Per @RabbiKaii's request:
The reason that the teachings of the Zugot have been lost seems largely based on the reality of classic tannaitic and amoraic texts not including much of any of their teachings. Thus, while these works became more and more popular, other teachings were largely lost with time. Why these texts hardly included these teachings is a matter still heavily debated among academic scholars, though unless we uncover some lost works with clearer explanations (and I wouldn't lose hope for the possibility, every now and then we discover valuable lost works), or else wait for techiyat ha'metim, it seems like we'll never truly know for sure.

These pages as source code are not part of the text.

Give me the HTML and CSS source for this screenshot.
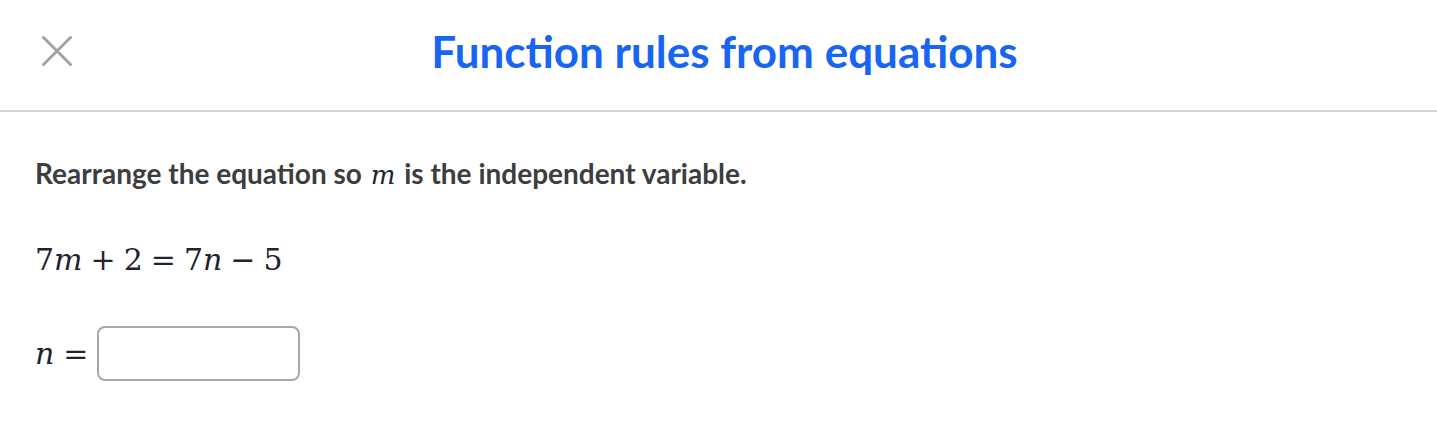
FILE: index.html
```html
<!DOCTYPE html>
<html>
<head>
<meta charset="utf-8">
<link rel="stylesheet" href="styles.css">
</head>
<body>
<header class="header">
  <button class="close" aria-label="Close">
    <svg width="30" height="30" viewBox="0 0 30 30"><path d="M1.5 1.5L28.5 28.5M28.5 1.5L1.5 28.5" stroke="#a3a3a3" stroke-width="3" stroke-linecap="round" fill="none"/></svg>
  </button>
  <h1 class="title">Function rules from equations</h1>
  <div class="spacer"></div>
</header>
<main class="content">
  <p class="question">Rearrange the equation so <span class="mv">m</span> is the independent variable.</p>
  <div class="equation math"><span class="mn">7</span><span class="mv">m</span><span class="bin">+</span><span class="mn">2</span><span class="rel">=</span><span class="mn">7</span><span class="mv">n</span><span class="bin">−</span><span class="mn">5</span></div>
  <div class="answer math"><span class="mv">n</span><span class="rel answer-eq">=</span><input class="box" type="text"></div>
</main>
</body>
</html>
```
FILE: styles.css
```css
html, body { margin: 0; padding: 0; background: #fff; }
body { font-family: Lato, "Noto Sans", sans-serif; }
.header {
  display: flex;
  align-items: center;
  height: 110px;
  border-bottom: 2px solid #d6d6d6;
}
.close {
  width: 112px;
  height: 100px;
  background: none;
  border: none;
  padding: 0 0 0 42px;
  display: flex;
  align-items: center;
  justify-content: flex-start;
  margin-top: -8px;
}
.spacer { width: 100px; }
.title {
  flex: 1;
  text-align: center;
  margin: -8px 0 0;
  font-size: 44px;
  font-weight: 700;
  color: #1865f2;
}
.content { padding: 0 35px; }
.question {
  margin: 44px 0 0;
  font-size: 28px;
  font-weight: 700;
  color: #3b3e40;
}
.math {
  font-family: "DejaVu Serif", "Liberation Serif", serif;
  font-weight: 400;
  color: #21242c;
}
.mv { font-family: "DejaVu Serif", serif; font-style: italic; font-weight: 400; }
.question .mv { font-size: 26px; margin: 0 2px; color: #21242c; }
.equation {
  margin-top: 52px;
  font-size: 30px;
  display: flex;
  align-items: baseline;
}
.bin { margin: 0 8px; }
.rel { margin: 0 8px; }
.answer-eq { margin: 0 9px; }
.answer {
  margin-top: 49px;
  display: flex;
  align-items: center;
  font-size: 30px;
}
.box {
  width: 203px;
  height: 55px;
  box-sizing: border-box;
  border: 2px solid #a8a8a8;
  border-radius: 8px;
  background: #fff;
}
```
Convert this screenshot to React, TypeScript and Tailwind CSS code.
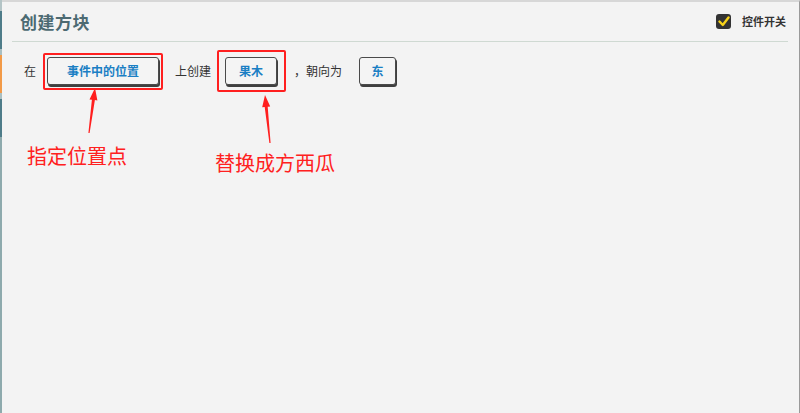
import React from "react";

const font = { fontFamily: '"Noto Sans CJK SC", "Noto Sans", sans-serif' };

function ValueButton({ label, width }: { label: string; width: string }) {
  return (
    <div
      className={`${width} h-[28px] flex items-center justify-center rounded-[3px] border border-[#4a4a4a] bg-[#f4f4f4] shadow-[1px_2px_0_#3f3f3f] text-[12px] font-bold text-[#1b7fc4] leading-none`}
    >
      {label}
    </div>
  );
}

export default function App() {
  return (
    <div className="relative w-[800px] h-[413px] flex bg-[#f3f3f3] overflow-hidden" style={font}>
      {/* left tab strip */}
      <div className="w-[2px] h-full flex flex-col">
        <div className="h-[11px] bg-[#b3c4c6]" />
        <div className="h-[38px] bg-[#4e7c89]" />
        <div className="h-[6px] bg-[#a9bfc2]" />
        <div className="h-[38px] bg-[#f29a48]" />
        <div className="h-[6px] bg-[#a9bfc2]" />
        <div className="h-[38px] bg-[#4e7c89]" />
        <div className="flex-1 bg-[#8eaaad]" />
      </div>

      {/* main panel */}
      <div className="flex-1 h-full flex flex-col border-t-2 border-t-[#d7d7d7] border-r border-r-[#9a9a9a]">
        <div className="h-[39px] flex items-center justify-between pl-[18px] pr-[13px]">
          <span className="text-[17px] font-bold text-[#4c6a72] tracking-[0.5px] leading-none">创建方块</span>
          <div className="flex items-center gap-[11px]">
            <div className="w-[15px] h-[15px] rounded-[3px] bg-[#333333] flex items-center justify-center">
              <svg width="12" height="11" viewBox="0 0 12 11">
                <path d="M1.5 5.5 L4.8 9 L10.5 1.5" fill="none" stroke="#f7d21a" strokeWidth="2.4" strokeLinecap="round" strokeLinejoin="round" />
              </svg>
            </div>
            <span className="text-[11px] font-bold text-[#333333] leading-none">控件开关</span>
          </div>
        </div>
        <div className="h-px bg-[#cfd9d2] ml-[10px] mr-[11px]" />

        <div className="mt-[8px] h-[42px] flex items-center pl-[22px] text-[12px] text-[#333333] leading-none">
          <span>在</span>
          <div className="ml-[7px] w-[120px] h-[37px] border-2 border-[#ff1f1f] rounded-[2px] flex items-center pl-[2px]">
            <ValueButton label="事件中的位置" width="w-[112px]" />
          </div>
          <span className="ml-[12px]">上创建</span>
          <div className="ml-[6px] w-[69px] h-[42px] border-2 border-[#ff1f1f] rounded-[2px] flex items-center pl-[6px]">
            <ValueButton label="果木" width="w-[52px]" />
          </div>
          <span className="ml-[8px]">，朝向为</span>
          <div className="ml-[17px]">
            <ValueButton label="东" width="w-[37px]" />
          </div>
        </div>
      </div>

      {/* annotations */}
      <svg className="absolute left-0 top-0 pointer-events-none" width="800" height="413" viewBox="0 0 800 413">
        <polygon fill="#ff1f1f" points="95,88 97.4,100.4 94.9,100.1 89.6,133.1 88.4,132.9 91.9,99.7 89.5,99.4" />
        <polygon fill="#ff1f1f" points="265,95 270.2,106.5 267.7,106.8 270.6,142.9 269.4,143.1 264.7,107.1 262.2,107.3" />
      </svg>
      <span className="absolute left-[27px] top-[146px] text-[20px] leading-[20px] text-[#ff2020]">指定位置点</span>
      <span className="absolute left-[215px] top-[153px] text-[20px] leading-[20px] text-[#ff2020]">替换成方西瓜</span>
    </div>
  );
}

However, we do have a hint that a mishnaic compilation authored by personnel connected to the Chashmonaim or at least living in their time was still known circa the 4th-5th centuries. The Church Father Epiphanius, who was born a Jew in a small village near Beit Guvrin (Eleutheropolis), wrote in his book Panarion, I, 15:
"Scribes had four "repetitions." One in the name of the prophet Moses, a second in that of their teacher called Aqiba or Bar Aqiba, another in the name of Addan or Annan, also called Judas, and another in the name of the sons of Hasmonaeus. Whatever customs they derive from these four traditions under the impression that they are wisdom - they are unwisdom mostly - are boasted of and praised, and celebrated and acclaimed as the teaching to be given first place."
According to Prof. Y. N. Epstein in his book Introductions to the Tannaitic Literature, p. 17, the "recitations" are mishnaic compilations (the word mishna comes from שנה, recite) and Epiphanius is speaking about four mishnaic compilations revered by the Jews: The first is Sefer Devarim, or Mishneh Torah, authored by Moshe. The second is by Rabbi Akiva, the third is by Rebbi (Rabbi Yehudah Ha'Nasi, the other two names are mistaken versions of the variants יודה and יודן) and the last one is from "the sons of the Chasmonaim".
Prof. Epstein mentions two relevant sources that may be related to the Mishnaic compilation from the time of the Chashmonaim:
Two mentions of a halachic ruling of a "beit din of Chashmonai" (Avodah Zara 36b and Sanhedrin 82a), and a tradition brought in some versions of Halachot Gedolot which states that the elders of Beit Hillel and Beit Shammai wrote something called "the Scroll of the House of the Chashmonaim" (link, and see n. 9).
From all of these sources, it seems that traditions of teachings and rulings from at least some of the Zugot or their contemporaries disappeared at least a couple of centuries after the creation of Rebbi's Mishna.